Ever feel jet-lagged after daylight savings? March 9 is National Napping Day and it’s the perfect day to help you recuperate from the “spring forward.” Don’t doze off as I tell you this, I promise this won’t be a snooze fest! Napping is actually scientifically proven to be better for you than coffee or energy drinks. So now you can feel less guilty about enjoying this not so guilty pleasure. You may have lost that extra hour in the day but you can feel like you caught up on some sleep by celebrating the day in style.
History of National Napping Day
National Napping Day was created in 1999 by a Boston University professor and his wife. William Anthony Ph.D. and his wife Camille Anthony created this holiday to spread awareness on the importance of getting enough sleep and its benefits. The holiday was meant to help make up for the amount of sleep lost when the hour changes. The date was chosen because studies have shown that people are already at their most tired and sleep deprived after daylight savings changes. The change of the hour really makes a difference, but National Napping Day can make you feel like there was no change at all.

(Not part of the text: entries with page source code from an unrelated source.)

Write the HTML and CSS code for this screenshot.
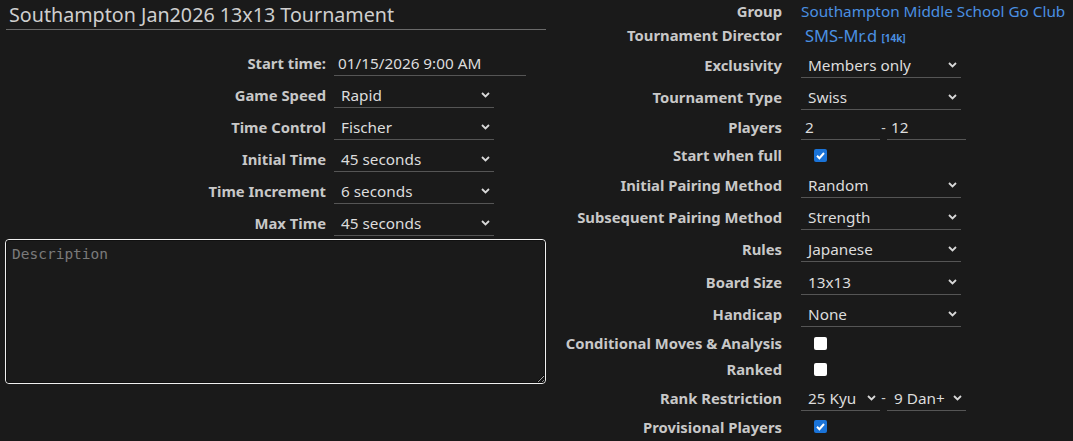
FILE: index.html
```html
<!DOCTYPE html>
<html>
<head>
<meta charset="utf-8">
<link rel="stylesheet" href="styles.css">
</head>
<body>
<div class="page">
  <div class="left">
    <h1 class="title">Southampton Jan2026 13x13 Tournament</h1>
    <div class="lform">
      <label class="lbl">Start time:</label>
      <div class="ctl"><div class="textinput wide">01/15/2026 9:00 AM</div></div>

      <label class="lbl">Game Speed</label>
      <div class="ctl"><div class="select"><span>Rapid</span><svg class="chev" viewBox="0 0 9 6"><path d="M1 1l3.5 3.5L8 1"/></svg></div></div>

      <label class="lbl">Time Control</label>
      <div class="ctl"><div class="select"><span>Fischer</span><svg class="chev" viewBox="0 0 9 6"><path d="M1 1l3.5 3.5L8 1"/></svg></div></div>

      <label class="lbl">Initial Time</label>
      <div class="ctl"><div class="select"><span>45 seconds</span><svg class="chev" viewBox="0 0 9 6"><path d="M1 1l3.5 3.5L8 1"/></svg></div></div>

      <label class="lbl">Time Increment</label>
      <div class="ctl"><div class="select"><span>6 seconds</span><svg class="chev" viewBox="0 0 9 6"><path d="M1 1l3.5 3.5L8 1"/></svg></div></div>

      <label class="lbl">Max Time</label>
      <div class="ctl"><div class="select"><span>45 seconds</span><svg class="chev" viewBox="0 0 9 6"><path d="M1 1l3.5 3.5L8 1"/></svg></div></div>
    </div>
    <textarea class="desc" placeholder="Description"></textarea>
  </div>

  <div class="right">
    <div class="row r21"><label class="lbl">Group</label><div class="ctl"><a class="link">Southampton Middle School Go Club</a></div></div>
    <div class="row r28"><label class="lbl">Tournament Director</label><div class="ctl"><a class="link player">SMS-Mr.d <span class="rank">[14k]</span></a></div></div>
    <div class="row r32"><label class="lbl">Exclusivity</label><div class="ctl"><div class="select"><span>Members only</span><svg class="chev" viewBox="0 0 9 6"><path d="M1 1l3.5 3.5L8 1"/></svg></div></div></div>
    <div class="row r32"><label class="lbl">Tournament Type</label><div class="ctl"><div class="select"><span>Swiss</span><svg class="chev" viewBox="0 0 9 6"><path d="M1 1l3.5 3.5L8 1"/></svg></div></div></div>
    <div class="row r28"><label class="lbl">Players</label><div class="ctl"><div class="textinput half">2</div><span class="dash">-</span><div class="textinput half">12</div></div></div>
    <div class="row r28"><label class="lbl">Start when full</label><div class="ctl"><span class="cb on"><svg viewBox="0 0 13 13"><path d="M3 6.8l2.4 2.4L10 4"/></svg></span></div></div>
    <div class="row r32"><label class="lbl">Initial Pairing Method</label><div class="ctl"><div class="select"><span>Random</span><svg class="chev" viewBox="0 0 9 6"><path d="M1 1l3.5 3.5L8 1"/></svg></div></div></div>
    <div class="row r32"><label class="lbl">Subsequent Pairing Method</label><div class="ctl"><div class="select"><span>Strength</span><svg class="chev" viewBox="0 0 9 6"><path d="M1 1l3.5 3.5L8 1"/></svg></div></div></div>
    <div class="row r32"><label class="lbl">Rules</label><div class="ctl"><div class="select"><span>Japanese</span><svg class="chev" viewBox="0 0 9 6"><path d="M1 1l3.5 3.5L8 1"/></svg></div></div></div>
    <div class="row r33"><label class="lbl">Board Size</label><div class="ctl"><div class="select"><span>13x13</span><svg class="chev" viewBox="0 0 9 6"><path d="M1 1l3.5 3.5L8 1"/></svg></div></div></div>
    <div class="row r32"><label class="lbl">Handicap</label><div class="ctl"><div class="select"><span>None</span><svg class="chev" viewBox="0 0 9 6"><path d="M1 1l3.5 3.5L8 1"/></svg></div></div></div>
    <div class="row r26"><label class="lbl">Conditional Moves &amp; Analysis</label><div class="ctl"><span class="cb"></span></div></div>
    <div class="row r26"><label class="lbl">Ranked</label><div class="ctl"><span class="cb"></span></div></div>
    <div class="row r31"><label class="lbl">Rank Restriction</label><div class="ctl"><div class="select half"><span>25 Kyu</span><svg class="chev" viewBox="0 0 9 6"><path d="M1 1l3.5 3.5L8 1"/></svg></div><span class="dash">-</span><div class="select half"><span>9 Dan+</span><svg class="chev" viewBox="0 0 9 6"><path d="M1 1l3.5 3.5L8 1"/></svg></div></div></div>
    <div class="row r27"><label class="lbl">Provisional Players</label><div class="ctl"><span class="cb on"><svg viewBox="0 0 13 13"><path d="M3 6.8l2.4 2.4L10 4"/></svg></span></div></div>
  </div>
</div>
</body>
</html>
```

FILE: styles.css
```css
html, body {
  margin: 0;
  padding: 0;
  background: #1a1a1a;
  height: 100%;
  overflow: hidden;
}
body {
  font-family: "Noto Sans", "Open Sans", sans-serif;
  color: #cccccc;
}
.page {
  display: flex;
  align-items: flex-start;
}
.left {
  width: 541px;
  margin-left: 5px;
  display: flex;
  flex-direction: column;
}
.title {
  margin: 0 0 0 1px;
  padding: 2px 0 0 3px;
  height: 27px;
  font-size: 19.7px;
  font-weight: 400;
  line-height: 26px;
  color: #cfcfcf;
  border-bottom: 1px solid #6a6a6a;
}
.lform {
  margin-top: 17px;
  display: grid;
  grid-template-columns: 321px 192px;
  grid-auto-rows: 32px;
  column-gap: 8px;
  align-items: center;
}
.lbl {
  text-align: right;
  font-weight: 700;
  font-size: 14.8px;
  color: #c8c8c8;
  white-space: nowrap;
}
.ctl {
  display: flex;
  align-items: center;
}
.textinput {
  box-sizing: border-box;
  height: 26px;
  padding: 1px 0 0 4px;
  line-height: 24px;
  font-size: 15.3px;
  color: #dddddd;
  border-bottom: 1px solid #555;
}
.textinput.wide { width: 192px; }
.textinput.half { width: 79px; }
.select {
  box-sizing: border-box;
  width: 160px;
  height: 26px;
  display: flex;
  align-items: center;
  justify-content: space-between;
  padding: 1px 4px 0 7px;
  font-size: 15.3px;
  color: #dddddd;
  border-bottom: 1px solid #555;
}
.select.half { width: 79px; }
.chev {
  width: 9px;
  height: 6px;
  fill: none;
  stroke: #d8d8d8;
  stroke-width: 1.8;
}
.desc {
  box-sizing: border-box;
  margin: 0;
  width: 541px;
  height: 145px;
  background: #1a1a1a;
  border: 1px solid #f0f0f0;
  border-radius: 4px;
  outline: 1px solid #111;
  outline-offset: -2px;
  padding: 6px 6px;
  font-family: "DejaVu Sans Mono", monospace;
  font-size: 14.5px;
  color: #ddd;
  resize: both;
}
.desc::placeholder {
  color: #7a7a7a;
}
.right {
  margin-left: 4px;
  width: 523px;
  display: flex;
  flex-direction: column;
}
.row {
  display: grid;
  grid-template-columns: 232px auto;
  column-gap: 19px;
  align-items: center;
}
.r21 { height: 21px; }
.r26 { height: 26px; }
.r27 { height: 27px; }
.r28 { height: 28px; }
.r31 { height: 31px; }
.r32 { height: 32px; }
.r33 { height: 33px; }
.link {
  color: #4a90e2;
  font-size: 15.3px;
  text-decoration: none;
}
.player {
  padding-left: 4px;
  font-size: 16.5px;
}
.rank {
  font-size: 10px;
  font-weight: 700;
}
.dash {
  width: 7px;
  text-align: center;
  font-size: 14px;
  color: #ccc;
}
.cb {
  box-sizing: border-box;
  margin-left: 13px;
  width: 13px;
  height: 13px;
  border-radius: 2px;
  background: #ffffff;
  display: inline-flex;
}
.cb.on {
  background: #1a73d8;
}
.cb svg {
  width: 13px;
  height: 13px;
  fill: none;
  stroke: #fff;
  stroke-width: 2;
}
```
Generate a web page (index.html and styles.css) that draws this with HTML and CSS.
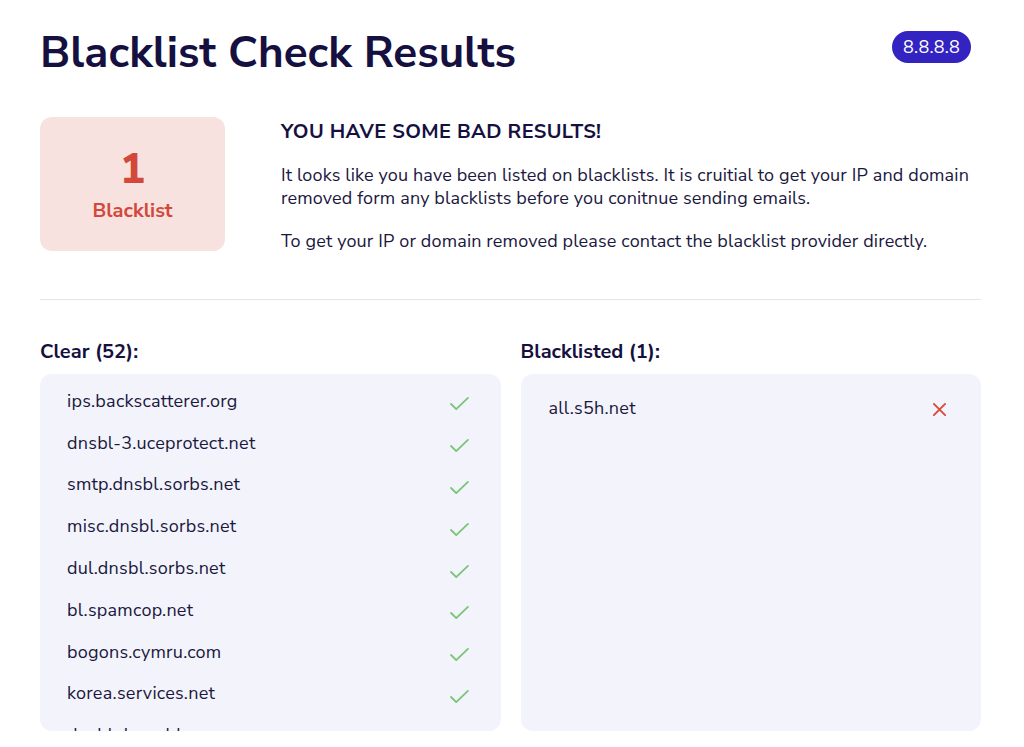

However, even though the holiday wasn’t created until 1999, the Spanish already had the tradition of taking an afternoon “siesta.” That’s good news for Spain, since daylight savings won’t affect the routine of the people there too much. The Ancient Romans were known to take midday naps as well. With the hustle and bustle of modern life midday naps seem more like a thing from the past to most people. Naps are seen as luxuries now, a symbol of extra time most of us can’t afford. But back then naps were seen as a necessity and were sometimes used for medicinal purposes and even religious practices. Even though National Napping Day was created 21 years ago, it still doesn’t have actual recognition as an official national holiday. Although National Napping Day isn’t technically a real holiday, who doesn’t love a reason to nap?